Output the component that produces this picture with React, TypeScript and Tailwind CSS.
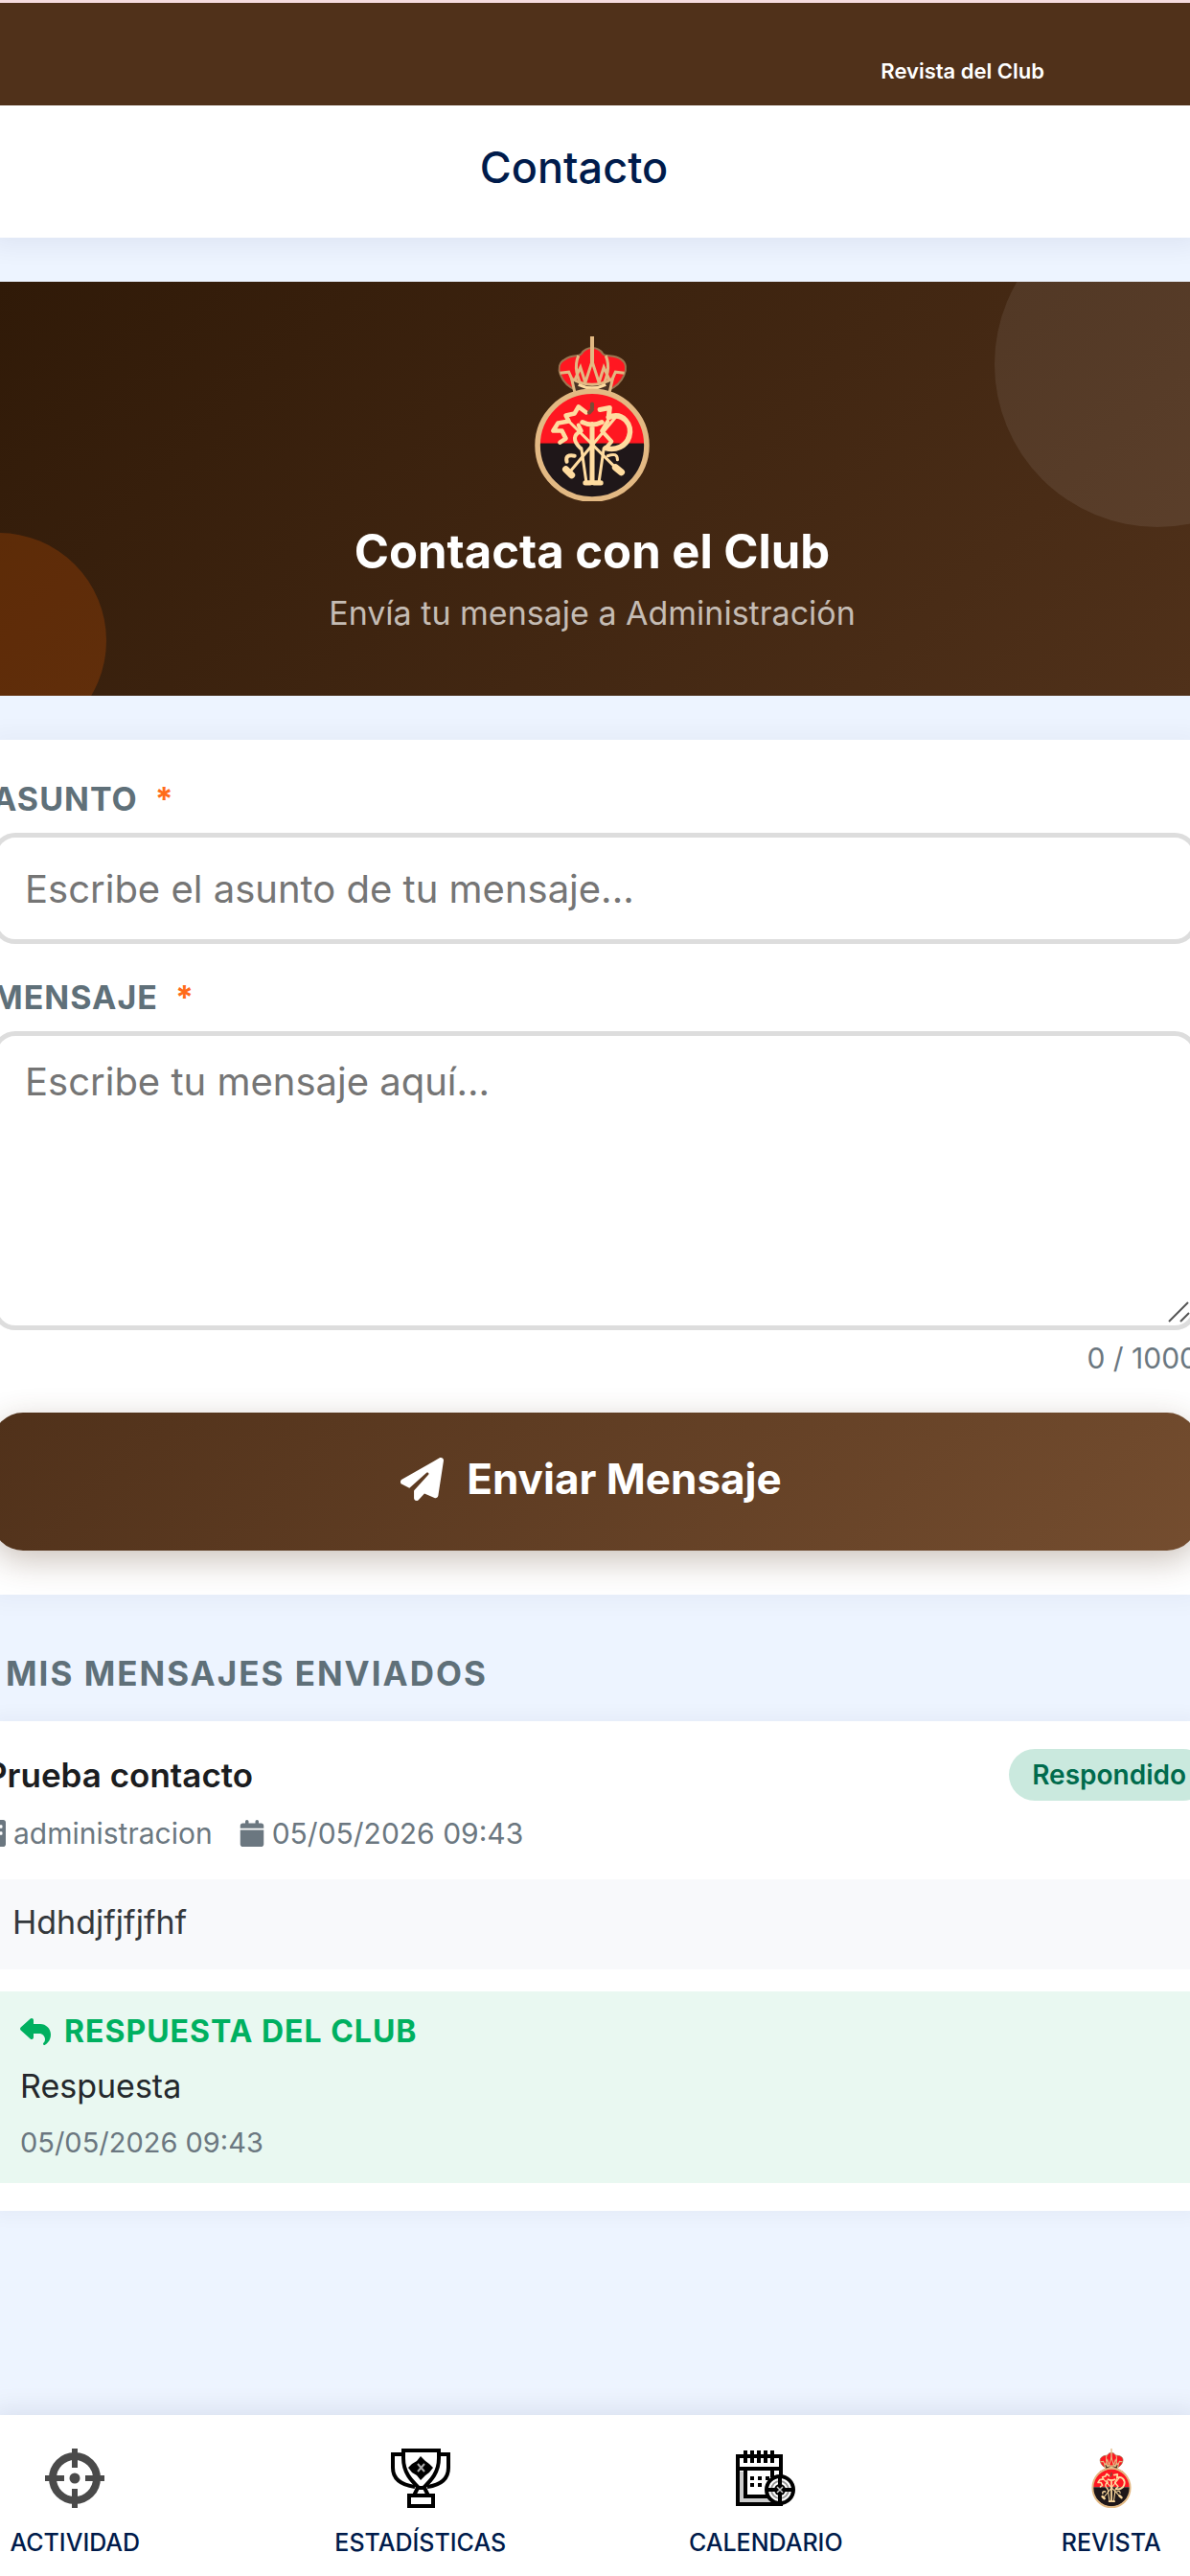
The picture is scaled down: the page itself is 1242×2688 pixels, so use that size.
import type { ReactNode } from 'react';
import { FaBuilding, FaCalendar, FaPaperPlane, FaReply } from 'react-icons/fa6';

const GOLD = '#e3b983';
const CREAM = '#ffdca0';

function ClubCrest({ className }: { className: string }) {
	return (
		<svg viewBox="0 0 120 171" preserveAspectRatio="none" className={className} aria-hidden="true">
			{/* crown */}
			<path
				d="M44 56 C28 50 20 30 32 24 C40 18 46 22 49 18 C54 10 66 10 71 18 C74 22 82 18 90 24 C100 31 92 50 76 56 Z"
				fill="#ff1721"
				stroke="#9c7550"
				strokeWidth="2"
			/>
			<path d="M60 0 V30" stroke={GOLD} strokeWidth="4" />
			<path
				d="M46 20 C41 32 45 42 49 52 M74 20 C79 32 75 42 71 52 M27 38 L36 37 L41 48 L48 32 L53 48 L60 26 L67 48 L72 32 L79 48 L84 37 L93 38"
				fill="none"
				stroke={GOLD}
				strokeWidth="3"
			/>
			<path d="M39 44 Q60 56 81 44 L77 62 H43 Z" fill="#4a3324" stroke={GOLD} strokeWidth="3" />
			<path d="M46 50 Q60 57 74 50" fill="none" stroke={CREAM} strokeWidth="3" />
			{/* shield */}
			<path d="M4 111 A56 56 0 0 1 116 111 Z" fill="#ff1721" />
			<path d="M4 111 A56 56 0 0 0 116 111 Z" fill="#1f1719" />
			<circle cx="60" cy="113" r="56" fill="none" stroke={GOLD} strokeWidth="5.5" />
			{/* monogram and crossed clubs */}
			<g fill="none" stroke={CREAM} strokeLinecap="round" strokeLinejoin="round">
				<path d="M50 89 Q60 94 70 89 M60 91 V151 M53 152 H58 M62 152 H69" strokeWidth="5" />
				<path d="M49 116 L54 151 M72 116 L67 151" strokeWidth="3" />
				<path d="M36 88 L88 140 M84 84 L36 142" strokeWidth="3" />
				<path d="M84 136 L90 141 M33 138 L39 144" strokeWidth="7" />
				<path d="M54 79 L46 73 L42 80 L33 82 L36 88 L25 90 L20 98 L29 98 L33 106 L27 110" strokeWidth="4.5" />
				<path d="M68 76 L78 74 L77 84" strokeWidth="5" />
				<path d="M77 84 C92 78 102 92 98 104 C95 114 84 119 74 116" strokeWidth="5.5" />
				<path d="M76 88 L70 98 L80 109 L74 116 M46 92 L49 98 Q36 104 48 116 M42 124 Q32 122 34 130" strokeWidth="4" />
				<path d="M76 124 Q86 120 86 128" strokeWidth="3" />
				<path d="M60 70 V74 M57 79 L60 76" stroke="#7a4b35" strokeWidth="4" />
			</g>
		</svg>
	);
}

function CrosshairIcon() {
	return (
		<svg viewBox="0 0 62 62" className="size-[62px]" fill="none" stroke="#4a4a4a" aria-hidden="true">
			<circle cx="31" cy="31" r="23" strokeWidth="8" />
			<path d="M31 0 V20 M31 42 V62 M0 31 H20 M42 31 H62" strokeWidth="6" />
			<circle cx="31" cy="31" r="5.5" fill="#4a4a4a" stroke="none" />
		</svg>
	);
}

function TrophyIcon() {
	return (
		<svg viewBox="0 0 62 62" className="size-[62px]" fill="none" stroke="#000" strokeWidth="4" aria-hidden="true">
			<path d="M13 2 H50 V10 C50 25 42 33 34 41 H29 C21 33 13 25 13 10 Z" />
			<path d="M13 6 H2 V20 C2 32 11 38 25 40 M50 6 H60 V20 C60 32 52 38 38 40" />
			<path d="M28 41 L24 49 H39 L35 41 M19 49 H44 V60 H19 Z" />
			<path d="M31 8 L36 13 L40 16 L44 20 L40 25 L36 28 L31 33 L27 28 L22 25 L18 20 L22 16 L27 13 Z" fill="#000" stroke="none" />
			<path d="M28 16 L35 24 M35 16 L28 24" stroke="#aaa" strokeWidth="2" />
		</svg>
	);
}

function ScheduleIcon() {
	return (
		<svg viewBox="0 0 62 62" className="size-[62px]" fill="none" stroke="#000" strokeWidth="4" aria-hidden="true">
			<path d="M2 8 H47 V58 H2 Z" fill="#fff" />
			<path d="M4 24 H9 V52 H40 V56 H4 Z" fill="#ccc" stroke="none" />
			<path d="M2 21 H47 M10 21 V50 H40 M38 21 V30" />
			<path d="M10 2 V15 M17 2 V15 M24 2 V15 M31 2 V15 M38 2 V15" />
			<path d="M15 31 H35 M15 38 H31" strokeWidth="4" strokeDasharray="4 4" />
			<circle cx="46" cy="43" r="14" fill="#fff" strokeWidth="4" />
			<circle cx="46" cy="43" r="9" stroke="#999" strokeWidth="2" />
			<path d="M46 29 V57 M32 43 H60" strokeWidth="4" />
			<circle cx="46" cy="43" r="6" fill="#000" stroke="none" />
			<path d="M43 40 L49 46 M49 40 L43 46" stroke="#ccc" strokeWidth="1.5" />
		</svg>
	);
}

type NavItem = { label: string; icon: ReactNode };

const navItems: NavItem[] = [
	{ label: 'Actividad', icon: <CrosshairIcon /> },
	{ label: 'Estadísticas', icon: <TrophyIcon /> },
	{ label: 'Calendario', icon: <ScheduleIcon /> },
	{ label: 'Revista', icon: <ClubCrest className="h-[62px] w-[42px]" /> },
];

function FieldLabel({ htmlFor, children }: { htmlFor: string; children: ReactNode }) {
	return (
		<label
			htmlFor={htmlFor}
			className="flex gap-[18px] text-[34px] font-bold uppercase leading-[48px] tracking-[1px] text-[#5f7079]"
		>
			{children}
			<span className="text-[#ff6b1a]">*</span>
		</label>
	);
}

function Hero() {
	return (
		<section className="relative mt-[46px] flex flex-col items-center overflow-hidden bg-linear-135 from-[#301a08] to-[#50311a] pb-[60px] pr-1.5 pt-[57px]">
			<div className="absolute -right-[136px] -top-[84px] size-[340px] rounded-full bg-white/8" />
			<div className="absolute -bottom-[55px] -left-[114px] size-[225px] rounded-full bg-[#ff6600]/20" />
			<ClubCrest className="h-[172px] w-[122px]" />
			<h2 className="relative mt-[19px] text-[49px] font-bold leading-[68px] text-white">Contacta con el Club</h2>
			<p className="relative mt-1 text-[34px] leading-[52px] text-[#c5bcb4]">Envía tu mensaje a Administración</p>
		</section>
	);
}

function ContactForm() {
	return (
		<form className="mt-[46px] overflow-hidden bg-white pb-[46px] pt-[38px] shadow-[0_0_20px_10px_rgba(0,20,60,0.03)]">
			<div className="-mx-2">
				<FieldLabel htmlFor="asunto">Asunto</FieldLabel>
				<input
					id="asunto"
					type="text"
					placeholder="Escribe el asunto de tu mensaje..."
					className="mt-[11px] block h-[116px] w-full rounded-[24px] border-[5px] border-[#dddddd] px-[29px] text-[40px] placeholder:text-[#757575]"
				/>
				<div className="mt-8">
					<FieldLabel htmlFor="mensaje">Mensaje</FieldLabel>
				</div>
				<div className="relative mt-[11px]">
					<textarea
						id="mensaje"
						maxLength={1000}
						placeholder="Escribe tu mensaje aquí..."
						className="block h-[312px] w-full resize-none rounded-[24px] border-[5px] border-[#dddddd] px-[29px] py-[18px] text-[40px] leading-[60px] placeholder:text-[#757575]"
					/>
					{/* resize grip */}
					<svg
						viewBox="0 0 24 22"
						className="absolute bottom-2 right-2 h-[22px] w-[24px]"
						stroke="#555"
						strokeWidth="2"
						aria-hidden="true"
					>
						<path d="M2 21 L22 1 M14 21 L23 12" />
					</svg>
				</div>
				<p className="mt-[5px] text-right text-[30px] leading-[48px] text-[#6b7780]">0 / 1000</p>
				<button
					type="button"
					className="mt-[33px] flex h-[144px] w-full items-center justify-center gap-6 rounded-[32px] bg-linear-135 from-[#50311a] to-[#744d2f] pb-1.5 pr-2 text-[44px] font-bold text-white shadow-[0_10px_34px_rgba(80,49,26,0.3)]"
				>
					<FaPaperPlane className="size-[45px]" />
					Enviar Mensaje
				</button>
			</div>
		</form>
	);
}

function SentMessage() {
	return (
		<article className="overflow-hidden bg-white pb-[29px] pt-[29px] shadow-[0_0_16px_8px_rgba(0,20,60,0.03)]">
			<div className="-ml-[15px] -mr-5">
				<div className="flex items-center justify-between">
					<h4 className="text-[35px] font-semibold leading-[52px] text-[#1b1d20]">Prueba contacto</h4>
					<span className="rounded-full bg-[#cae9de] px-6 text-[28px] font-semibold leading-[54px] text-[#006b4d]">
						Respondido
					</span>
				</div>
				<div className="mt-2 flex gap-7 text-[30px] leading-[52px] text-[#6b7780]">
					<span className="flex items-center gap-2">
						<FaBuilding className="h-[28px] w-[21px]" />
						administracion
					</span>
					<span className="flex items-center gap-2">
						<FaCalendar className="h-[28px] w-[26px]" />
						05/05/2026 09:43
					</span>
				</div>
				<p className="mt-[22px] bg-[#f8f9fb] px-7 pb-[22px] pt-[18px] text-[34px] leading-[54px] text-[#34383c]">
					Hdhdjfjfjfhf
				</p>
				<div className="mt-[23px] bg-[#e9f8f1] px-9 py-[18px]">
					<h5 className="flex items-center gap-[14px] text-[32px] font-bold uppercase leading-[48px] tracking-[1px] text-[#00b060]">
						<FaReply className="size-[32px]" />
						Respuesta del Club
					</h5>
					<p className="mt-1.5 text-[34px] leading-[54px] text-[#24282c]">Respuesta</p>
					<p className="mt-2 text-[29px] leading-[48px] text-[#6b7780]">05/05/2026 09:43</p>
				</div>
			</div>
		</article>
	);
}

function BottomNav() {
	return (
		<nav className="relative overflow-hidden bg-white shadow-[0_0_24px_8px_rgba(0,20,60,0.07)]">
			<ul className="-ml-[102px] -mr-[98px] grid grid-cols-4 pb-[15px] pt-[35px]">
				{navItems.map((item) => (
					<li key={item.label}>
						<a href="#" className="flex flex-col items-center text-[25px] font-medium uppercase text-[#001b4b]">
							{item.icon}
							<span className="mt-4 leading-[40px]">{item.label}</span>
						</a>
					</li>
				))}
			</ul>
		</nav>
	);
}

export default function App() {
	return (
		<div className="flex min-h-screen flex-col overflow-hidden bg-[#edf4ff] font-[Inter,sans-serif]">
			<header className="relative bg-white shadow-[0_0_24px_10px_rgba(0,20,60,0.06)]">
				<div className="flex justify-end border-t-[3px] border-[#f6dcdf] bg-[#50311a] pb-[20px] pr-[152px] pt-[55px]">
					<a href="#" className="text-[22px] font-semibold leading-[32px] text-white">
						Revista del Club
					</a>
				</div>
				<h1 className="pb-[41px] pr-[44px] pt-[33px] text-center text-[45px] font-medium leading-[64px] text-[#001b4b]">
					Contacto
				</h1>
			</header>
			<main className="flex-1">
				<Hero />
				<ContactForm />
				<section className="mt-[54px]">
					<h3 className="px-1.5 text-[35px] font-bold uppercase leading-[56px] tracking-[2px] text-[#5f7079]">
						Mis mensajes enviados
					</h3>
					<div className="mt-[22px]">
						<SentMessage />
					</div>
				</section>
			</main>
			<BottomNav />
		</div>
	);
}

### GOAL
Starting with the line that contains "The picture is", repeat each line exactly, and stop once the line that contains "const CREAM = '#ffdca0';" has been repeated.

### SOLUTION FOR THIS EXERCISE
The picture is scaled down: the page itself is 1242×2688 pixels, so use that size.
import type { ReactNode } from 'react';
import { FaBuilding, FaCalendar, FaPaperPlane, FaReply } from 'react-icons/fa6';

const GOLD = '#e3b983';
const CREAM = '#ffdca0';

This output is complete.